Après l’entracte, nous écoutons la Quatrième symphonie de Gustav Mahler. La transcription d’Erwin Stein de 1921 lui propose un effectif réduit et dévoile l’écriture de cette partition éminemment chambriste qui la distingue des derniers opus de Mahler. Cependant, ce qu’il reste de Mahler est surprenant. Il jouit des dernières lueurs du XIXe siècle décadent, fait son adieu pastoral à la tonalité, à ses réminiscences populaires et à son folklore bien-aimé. Une ambiance « forestière » mène ces trois mouvements et les dévoile à travers des moments extatiques, d’autres contemplatifs, certains teintés d’humours. Enfin, on entend résonner des chants d’oiseaux au loin, jusque dans les derniers instants du soleil déclinant.

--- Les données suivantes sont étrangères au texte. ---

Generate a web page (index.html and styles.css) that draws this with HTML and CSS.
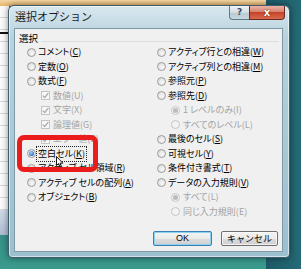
FILE: index.html
```html
<!DOCTYPE html>
<html lang="ja">
<head>
<meta charset="utf-8">
<link rel="stylesheet" href="styles.css">
</head>
<body>
<div class="dialog">
  <div class="titlebar">
    <span class="title">選択オプション</span>
    <div class="caps">
      <span class="cap help">?</span>
      <span class="cap close">x</span>
    </div>
  </div>
  <div class="client">
    <div class="group">
      <div class="legend"><span>選択</span><i class="rule"></i></div>
      <div class="cols">
        <div class="col">
          <div class="row"><span class="radio"></span><span class="lbl">コメント(<u>C</u>)</span></div>
          <div class="row"><span class="radio"></span><span class="lbl">定数(<u>O</u>)</span></div>
          <div class="row"><span class="radio"></span><span class="lbl">数式(<u>F</u>)</span></div>
          <div class="row sub dis"><span class="check"><svg viewBox="0 0 9 9" width="9" height="9"><path d="M1.8 4.6 L3.7 6.6 L7.3 2.2" fill="none" stroke="#a8a8a8" stroke-width="1.3"/></svg></span><span class="lbl">数値(U)</span></div>
          <div class="row sub dis"><span class="check"><svg viewBox="0 0 9 9" width="9" height="9"><path d="M1.8 4.6 L3.7 6.6 L7.3 2.2" fill="none" stroke="#a8a8a8" stroke-width="1.3"/></svg></span><span class="lbl">文字(X)</span></div>
          <div class="row sub dis"><span class="check"><svg viewBox="0 0 9 9" width="9" height="9"><path d="M1.8 4.6 L3.7 6.6 L7.3 2.2" fill="none" stroke="#a8a8a8" stroke-width="1.3"/></svg></span><span class="lbl">論理値(G)</span></div>
          <div class="row sub dis"><span class="check"><svg viewBox="0 0 9 9" width="9" height="9"><path d="M1.8 4.6 L3.7 6.6 L7.3 2.2" fill="none" stroke="#a8a8a8" stroke-width="1.3"/></svg></span><span class="lbl">エラー値(E)</span></div>
          <div class="row"><span class="radio on"></span><span class="lbl focus">空白セル(<u>K</u>)</span></div>
          <div class="row"><span class="radio"></span><span class="lbl">アクティブ セル領域(<u>R</u>)</span></div>
          <div class="row"><span class="radio"></span><span class="lbl">アクティブ セルの配列(<u>A</u>)</span></div>
          <div class="row"><span class="radio"></span><span class="lbl">オブジェクト(<u>B</u>)</span></div>
        </div>
        <div class="col">
          <div class="row"><span class="radio"></span><span class="lbl">アクティブ行との相違(<u>W</u>)</span></div>
          <div class="row"><span class="radio"></span><span class="lbl">アクティブ列との相違(<u>M</u>)</span></div>
          <div class="row"><span class="radio"></span><span class="lbl">参照元(<u>P</u>)</span></div>
          <div class="row"><span class="radio"></span><span class="lbl">参照先(<u>D</u>)</span></div>
          <div class="row sub dis"><span class="radio on"></span><span class="lbl">1 レベルのみ(I)</span></div>
          <div class="row sub dis"><span class="radio"></span><span class="lbl">すべてのレベル(L)</span></div>
          <div class="row"><span class="radio"></span><span class="lbl">最後のセル(<u>S</u>)</span></div>
          <div class="row"><span class="radio"></span><span class="lbl">可視セル(<u>Y</u>)</span></div>
          <div class="row"><span class="radio"></span><span class="lbl">条件付き書式(<u>T</u>)</span></div>
          <div class="row"><span class="radio"></span><span class="lbl">データの入力規則(<u>V</u>)</span></div>
          <div class="row sub dis"><span class="radio on"></span><span class="lbl">すべて(L)</span></div>
          <div class="row sub dis"><span class="radio"></span><span class="lbl">同じ入力規則(E)</span></div>
        </div>
      </div>
    </div>
    <div class="buttons">
      <span class="btn default">OK</span>
      <span class="btn">キャンセル</span>
    </div>
  </div>
</div>
<div class="highlight"></div>
<svg class="cursor" width="8" height="12" viewBox="0 0 8 12"><path d="M0.5 0.5 L0.5 9.5 L2.6 7.6 L4 11 L5.4 10.4 L4 7.2 L6.8 7.2 Z" fill="#fff" stroke="#000" stroke-width="0.9"/></svg>
</body>
</html>
```
FILE: styles.css
```css
html, body { margin: 0; padding: 0; }
body {
  width: 301px;
  height: 269px;
  overflow: hidden;
  position: relative;
  font-family: "Noto Sans CJK JP", "Noto Sans", sans-serif;
  background:
    linear-gradient(#f5d7a4, #e8b46c) 0 0 / 266px 6px no-repeat,
    linear-gradient(#111, #111) 0 32px / 9px 2px no-repeat,
    repeating-linear-gradient(to bottom, #fafafa 0 11px, #d6d6d6 11px 12px) 0 6px / 9px 204px no-repeat,
    linear-gradient(#d0dbe8, #aebbd0) 0 210px / 9px 25px no-repeat,
    linear-gradient(to right, #1d5966, #246a76) 266px 0 / 35px 269px no-repeat,
    linear-gradient(to bottom, #1f5f6c 0, #2a7b80 60%, #3a9a8c 100%);
}
.dialog {
  position: absolute;
  left: 8px;
  top: 5px;
  width: 282px;
  height: 253px;
  box-sizing: border-box;
  border: 1px solid #3f5d6b;
  border-radius: 6px 6px 4px 4px;
  background: linear-gradient(to bottom, #d9e8ef 0, #b8d2de 12%, #a8c7d5 60%, #9cc0cf 100%);
  box-shadow: 0 0 6px rgba(0,0,0,.45), inset 0 0 0 1px rgba(255,255,255,.55);
  padding: 0 6px 5px 5px;
  display: flex;
  flex-direction: column;
}
.titlebar {
  height: 22px;
  display: flex;
  justify-content: space-between;
  align-items: flex-start;
}
.title {
  margin: 3px 0 0 1px;
  font-size: 11px;
  line-height: 14px;
  color: #1a1a1a;
}
.caps {
  display: flex;
  margin-right: -2px;
  margin-top: 0;
}
.cap {
  height: 14px;
  box-sizing: border-box;
  display: flex;
  align-items: center;
  justify-content: center;
  font-family: "DejaVu Sans", sans-serif;
  font-weight: bold;
  line-height: 1;
}
.help {
  width: 20px;
  border: 1px solid #5f7a88;
  border-top: none;
  border-right: none;
  border-radius: 0 0 0 4px;
  background: linear-gradient(#eef3f6, #d2dde3 50%, #b9c9d2 51%, #c9d8e0);
  color: #3c4c56;
  font-size: 9px;
}
.close {
  width: 36px;
  border: 1px solid #6b2a22;
  border-top: none;
  border-radius: 0 0 4px 0;
  background: linear-gradient(#e9b3a6, #d7826d 45%, #c5432b 50%, #d96a4c);
  color: #fff;
  font-size: 10px;
  text-shadow: 0 0 1px #5a1a10, 0 0 1px #5a1a10;
}
.client {
  flex: 1;
  background: #f0f0f0;
  border: 1px solid #7f9aa6;
  display: flex;
  flex-direction: column;
  color: #000;
  font-size: 9px;
}
.group {
  flex: 1;
  margin: 0 3px 0 2px;
}
.legend {
  display: flex;
  align-items: center;
  height: 15px;
  margin-top: 2px;
}
.legend span {
  padding: 0 3px 0 2px;
  font-size: 9.5px;
  line-height: 15px;
}
.rule {
  flex: 1;
  height: 1px;
  margin-top: 5px;
  background: #d8dde0;
}
.cols {
  display: grid;
  grid-template-columns: 130px 1fr;
  padding-left: 10px;
  margin-top: -1px;
}
.row {
  display: flex;
  align-items: center;
  height: 14.5px;
  gap: 2px;
  white-space: nowrap;
}
.row.sub {
  padding-left: 14px;
  gap: 3px;
}
.lbl {
  line-height: 12px;
  font-feature-settings: "palt";
}
.dis .lbl { color: #a3a3a3; }
u { text-decoration-thickness: 1px; text-underline-offset: 1px; }
.radio {
  flex: none;
  width: 9px;
  height: 9px;
  box-sizing: border-box;
  border-radius: 50%;
  border: 1px solid #9c9c9c;
  background: radial-gradient(circle at 60% 65%, #f8f8f8 0, #e4e4e4 60%, #cfcfcf 100%);
  display: flex;
  align-items: center;
  justify-content: center;
}
.radio.on::after {
  content: "";
  width: 5px;
  height: 5px;
  border-radius: 50%;
  background: radial-gradient(circle at 40% 35%, #9fd4ff, #2a72c8 70%, #1b4f9a);
}
.dis .radio {
  border-color: #c6c6c6;
  background: #f3f3f3;
}
.dis .radio.on::after {
  background: #bcbcbc;
}
.check {
  flex: none;
  width: 9px;
  height: 9px;
  box-sizing: border-box;
  border: 1px solid #c4c4c4;
  background: #f7f7f7;
  display: flex;
}
.check svg { margin: -1px; }
.focus {
  outline: 1px dotted #222;
  outline-offset: 1px;
}
.buttons {
  display: flex;
  justify-content: flex-end;
  gap: 9px;
  padding: 0 4px 5px 0;
}
.btn {
  height: 15px;
  box-sizing: border-box;
  border: 1px solid #707070;
  border-radius: 2px;
  background: linear-gradient(#f3f3f3 0, #ebebeb 50%, #dddddd 51%, #cfcfcf 100%);
  display: flex;
  align-items: center;
  justify-content: center;
  font-size: 9px;
  line-height: 1;
  width: 57px;
  box-shadow: inset 0 0 0 1px rgba(255,255,255,.7);
}
.btn.default {
  width: 59px;
  border-color: #3c7fb1;
  box-shadow: inset 0 0 0 1px #8ed0f0;
  font-family: "Liberation Sans", sans-serif;
}
.highlight {
  position: absolute;
  left: 17px;
  top: 135px;
  width: 81px;
  height: 37px;
  box-sizing: border-box;
  border: 5px solid #ea1c1c;
  border-radius: 7px;
}
.cursor {
  position: absolute;
  left: 56px;
  top: 156px;
}
```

Celle que l’on avait saluée en entrant sur scène et dont on attendait les premières respirations pendant trois longs mouvements, se lève enfin. Clarisse Dalles est à ses débuts, mais ils sont prometteurs. Cette jeune femme, peut-être encore incertaine de sa présence scénique, émeut par la profondeur de son chant. La maturité musicale, la souplesse de ses lignes et le sentiment d’un don naturel exceptionnel dans la mise en œuvre de la musique porte cet univers mahlérien avec des accents de vérité. Cette interprétation sincère touche les spectateurs pour les éblouir et bien sûr les charmer. Après un long silence, voilà qu’elle s’épanouit, qu’elle éclate et bientôt qu’elle sourit dans les derniers accords.
Un sourire au public qu’elle a conquis, à la musique qu’elle a transcendée et au texte qu’elle s’est approprié (« Ces voix angéliques réchauffent les cœurs ! Et tout s’éveille à la joie »).

Il semble évident que ces deux musiciennes sont promises à un bel avenir musical sur la scène française.